Literally everything about this controversy, from Spencer’s “Nazism” to the press coverage to the adulation of the Nazi troll army is at best superficial and at worst fake. But that’s the stuff of which politics and publicity are made. The negative consequences, however, are real.

Now some Alt Rightists are rejoicing that Spencer’s gesture has caused Alt Light poseurs and “cucks” to abandon the Alt Right brand. But that is self-defeating. Outreach efforts only work by attracting people who don’t already agree with us. These people are only a danger if we fail to convert and assimilate them. But apparently some people don’t want to be bothered with converts.
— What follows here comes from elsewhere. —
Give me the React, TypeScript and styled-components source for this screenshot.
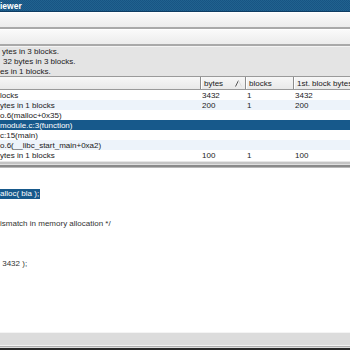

I do want to end on a hopeful note. There is no question that the Alt Right is a useful brand, and because of that, it may well revive. But even if the Alt Right is dead, White Nationalism is still very much alive and growing. What happened at NPI was foolish and self-defeating. And there is always a danger that too much self-defeating behavior will add up to a simple defeat. But our progress has always been two steps forward, one step back. So let’s just learn from this setback and keep pressing forward.